■ Problem description ■
Where a line contains the word "this", copy that line.

■ Records shown ■

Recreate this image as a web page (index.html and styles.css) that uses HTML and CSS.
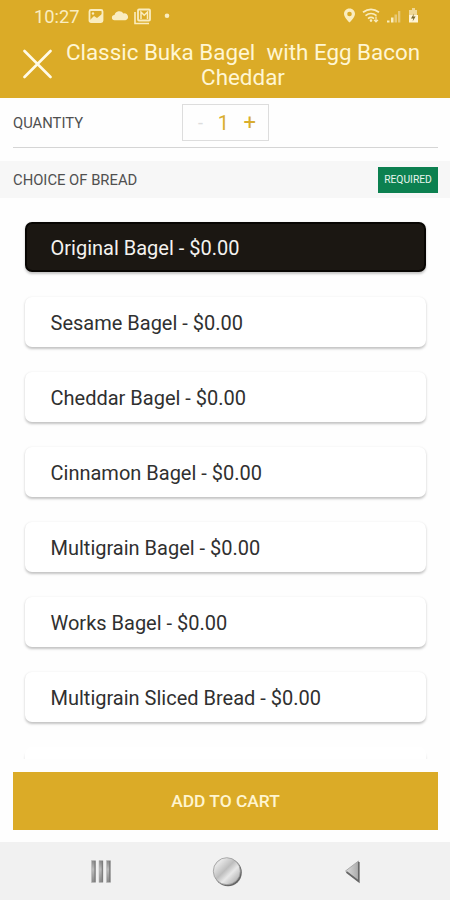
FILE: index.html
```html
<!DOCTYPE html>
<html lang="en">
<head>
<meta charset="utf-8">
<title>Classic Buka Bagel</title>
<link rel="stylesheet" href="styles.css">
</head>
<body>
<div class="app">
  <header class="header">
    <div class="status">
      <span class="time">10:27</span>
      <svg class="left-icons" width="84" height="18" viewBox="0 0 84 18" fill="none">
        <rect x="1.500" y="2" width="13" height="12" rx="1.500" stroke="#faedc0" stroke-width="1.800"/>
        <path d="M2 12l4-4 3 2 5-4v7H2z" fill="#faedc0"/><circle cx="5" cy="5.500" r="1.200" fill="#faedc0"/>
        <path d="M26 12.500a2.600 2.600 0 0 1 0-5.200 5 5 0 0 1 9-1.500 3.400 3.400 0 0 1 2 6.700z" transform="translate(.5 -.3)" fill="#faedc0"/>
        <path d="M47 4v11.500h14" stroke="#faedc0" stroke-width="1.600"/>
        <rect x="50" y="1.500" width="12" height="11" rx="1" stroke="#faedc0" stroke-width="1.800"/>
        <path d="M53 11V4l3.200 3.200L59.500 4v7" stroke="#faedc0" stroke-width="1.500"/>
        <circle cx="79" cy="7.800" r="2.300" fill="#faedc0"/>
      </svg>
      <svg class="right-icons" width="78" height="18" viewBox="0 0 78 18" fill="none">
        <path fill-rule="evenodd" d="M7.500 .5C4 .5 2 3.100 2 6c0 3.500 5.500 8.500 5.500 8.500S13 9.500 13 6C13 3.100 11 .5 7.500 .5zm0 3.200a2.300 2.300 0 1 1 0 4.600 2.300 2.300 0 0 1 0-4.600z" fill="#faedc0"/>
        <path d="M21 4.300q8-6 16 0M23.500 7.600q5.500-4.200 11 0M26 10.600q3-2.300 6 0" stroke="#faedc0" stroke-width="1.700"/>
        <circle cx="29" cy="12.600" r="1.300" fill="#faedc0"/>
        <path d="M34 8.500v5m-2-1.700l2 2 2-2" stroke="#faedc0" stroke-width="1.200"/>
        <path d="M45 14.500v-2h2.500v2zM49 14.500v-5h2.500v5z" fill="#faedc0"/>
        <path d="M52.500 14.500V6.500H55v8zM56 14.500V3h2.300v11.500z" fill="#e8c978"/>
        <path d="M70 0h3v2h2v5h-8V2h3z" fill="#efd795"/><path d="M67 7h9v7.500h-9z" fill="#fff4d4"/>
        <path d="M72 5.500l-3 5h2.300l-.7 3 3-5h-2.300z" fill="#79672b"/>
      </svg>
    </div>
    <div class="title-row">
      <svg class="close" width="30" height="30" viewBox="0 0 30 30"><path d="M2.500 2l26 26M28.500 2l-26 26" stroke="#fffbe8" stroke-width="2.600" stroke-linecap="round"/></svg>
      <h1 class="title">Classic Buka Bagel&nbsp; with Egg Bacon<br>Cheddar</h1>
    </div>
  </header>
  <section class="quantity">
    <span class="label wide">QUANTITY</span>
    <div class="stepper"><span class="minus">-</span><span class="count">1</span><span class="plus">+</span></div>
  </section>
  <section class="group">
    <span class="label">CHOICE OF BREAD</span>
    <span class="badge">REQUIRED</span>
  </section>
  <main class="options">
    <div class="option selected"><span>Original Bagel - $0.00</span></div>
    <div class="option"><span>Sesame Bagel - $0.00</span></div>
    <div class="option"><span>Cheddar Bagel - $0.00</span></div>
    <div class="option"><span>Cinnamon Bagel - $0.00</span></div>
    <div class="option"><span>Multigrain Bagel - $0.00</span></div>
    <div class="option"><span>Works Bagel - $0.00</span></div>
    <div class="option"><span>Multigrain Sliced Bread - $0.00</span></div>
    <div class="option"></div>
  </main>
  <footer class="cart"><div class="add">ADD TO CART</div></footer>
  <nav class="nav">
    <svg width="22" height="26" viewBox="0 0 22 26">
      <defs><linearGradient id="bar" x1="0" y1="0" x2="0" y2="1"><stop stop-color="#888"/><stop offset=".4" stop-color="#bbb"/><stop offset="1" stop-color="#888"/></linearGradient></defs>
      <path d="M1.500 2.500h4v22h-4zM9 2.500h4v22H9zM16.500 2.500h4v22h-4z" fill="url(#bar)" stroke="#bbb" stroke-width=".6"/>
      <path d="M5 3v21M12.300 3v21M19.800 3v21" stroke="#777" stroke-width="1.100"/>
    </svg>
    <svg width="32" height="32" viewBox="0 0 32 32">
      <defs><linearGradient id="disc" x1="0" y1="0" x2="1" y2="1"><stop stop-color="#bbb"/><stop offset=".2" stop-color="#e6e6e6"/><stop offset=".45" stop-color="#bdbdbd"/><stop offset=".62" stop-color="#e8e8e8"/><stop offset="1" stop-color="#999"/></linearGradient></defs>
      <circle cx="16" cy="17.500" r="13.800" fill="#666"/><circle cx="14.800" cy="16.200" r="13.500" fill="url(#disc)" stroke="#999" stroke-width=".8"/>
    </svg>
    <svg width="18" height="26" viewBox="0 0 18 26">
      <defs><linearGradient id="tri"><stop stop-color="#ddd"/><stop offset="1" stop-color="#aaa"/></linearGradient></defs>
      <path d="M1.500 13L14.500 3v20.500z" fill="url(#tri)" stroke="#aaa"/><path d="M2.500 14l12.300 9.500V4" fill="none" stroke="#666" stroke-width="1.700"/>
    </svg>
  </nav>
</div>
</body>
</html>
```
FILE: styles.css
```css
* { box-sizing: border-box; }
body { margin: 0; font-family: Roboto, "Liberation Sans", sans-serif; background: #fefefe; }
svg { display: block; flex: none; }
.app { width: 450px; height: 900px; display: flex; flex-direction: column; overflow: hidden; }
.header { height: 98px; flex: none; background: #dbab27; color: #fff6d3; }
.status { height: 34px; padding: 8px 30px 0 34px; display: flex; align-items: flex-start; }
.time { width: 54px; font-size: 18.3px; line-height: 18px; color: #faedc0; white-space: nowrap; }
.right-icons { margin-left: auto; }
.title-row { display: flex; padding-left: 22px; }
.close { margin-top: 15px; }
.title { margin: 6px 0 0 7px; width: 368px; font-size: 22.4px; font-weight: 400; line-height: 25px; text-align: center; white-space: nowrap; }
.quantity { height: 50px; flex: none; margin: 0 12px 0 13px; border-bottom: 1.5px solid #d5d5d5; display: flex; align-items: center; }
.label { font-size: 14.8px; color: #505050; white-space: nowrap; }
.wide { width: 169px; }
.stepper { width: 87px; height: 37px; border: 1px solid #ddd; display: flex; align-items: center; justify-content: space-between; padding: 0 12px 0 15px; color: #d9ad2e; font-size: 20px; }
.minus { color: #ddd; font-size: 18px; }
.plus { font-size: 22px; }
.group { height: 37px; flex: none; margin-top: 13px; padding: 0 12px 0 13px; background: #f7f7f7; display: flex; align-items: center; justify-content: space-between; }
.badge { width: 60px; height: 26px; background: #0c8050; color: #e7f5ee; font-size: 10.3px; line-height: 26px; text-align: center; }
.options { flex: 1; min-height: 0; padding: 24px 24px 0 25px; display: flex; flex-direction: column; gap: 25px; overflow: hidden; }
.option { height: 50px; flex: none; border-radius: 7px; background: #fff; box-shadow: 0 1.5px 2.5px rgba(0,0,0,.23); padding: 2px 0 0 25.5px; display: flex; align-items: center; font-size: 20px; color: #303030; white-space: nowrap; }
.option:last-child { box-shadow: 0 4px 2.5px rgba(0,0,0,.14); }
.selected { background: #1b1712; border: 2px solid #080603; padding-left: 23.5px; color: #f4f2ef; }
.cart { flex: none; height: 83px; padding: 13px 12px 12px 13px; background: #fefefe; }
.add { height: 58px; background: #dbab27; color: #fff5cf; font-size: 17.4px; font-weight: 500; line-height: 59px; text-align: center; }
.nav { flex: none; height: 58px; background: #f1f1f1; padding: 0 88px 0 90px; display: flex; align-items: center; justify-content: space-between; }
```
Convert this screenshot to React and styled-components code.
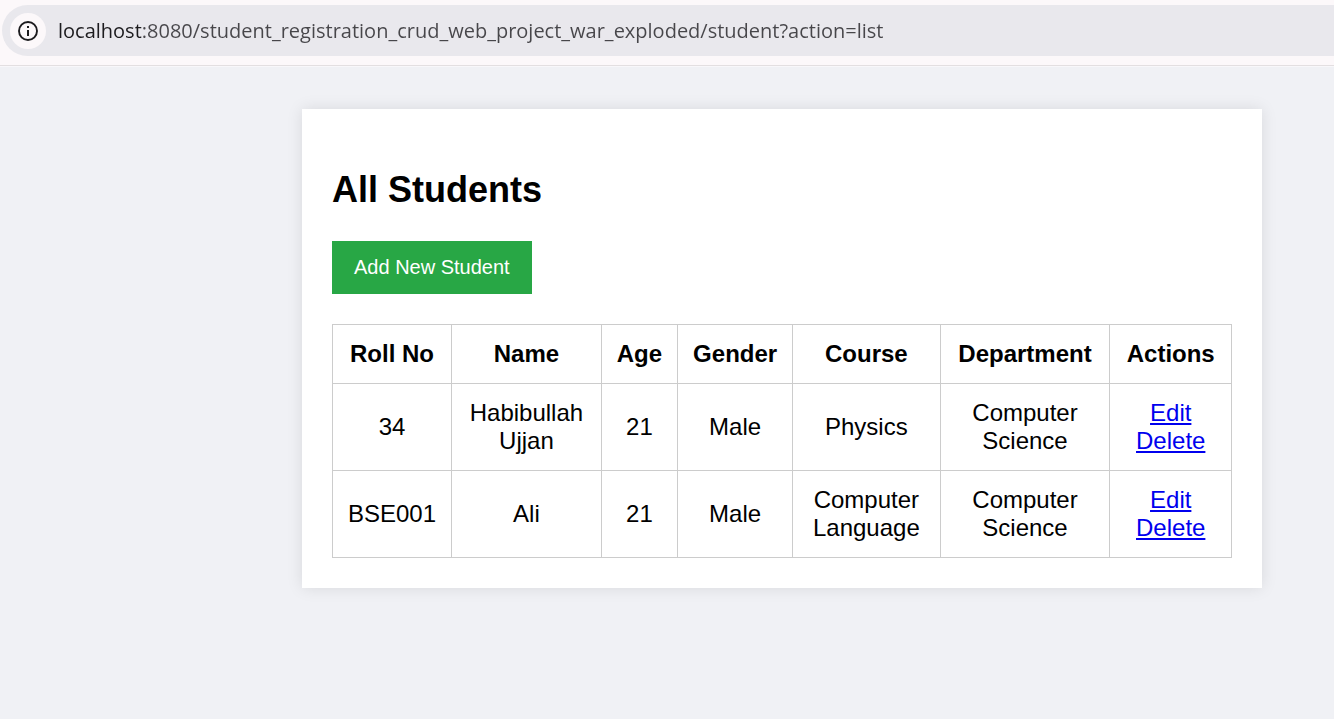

■ The completed task ■
Recreate this image as a web page (index.html and styles.css) that uses HTML and CSS.
Convert this screenshot to React and styled-components code.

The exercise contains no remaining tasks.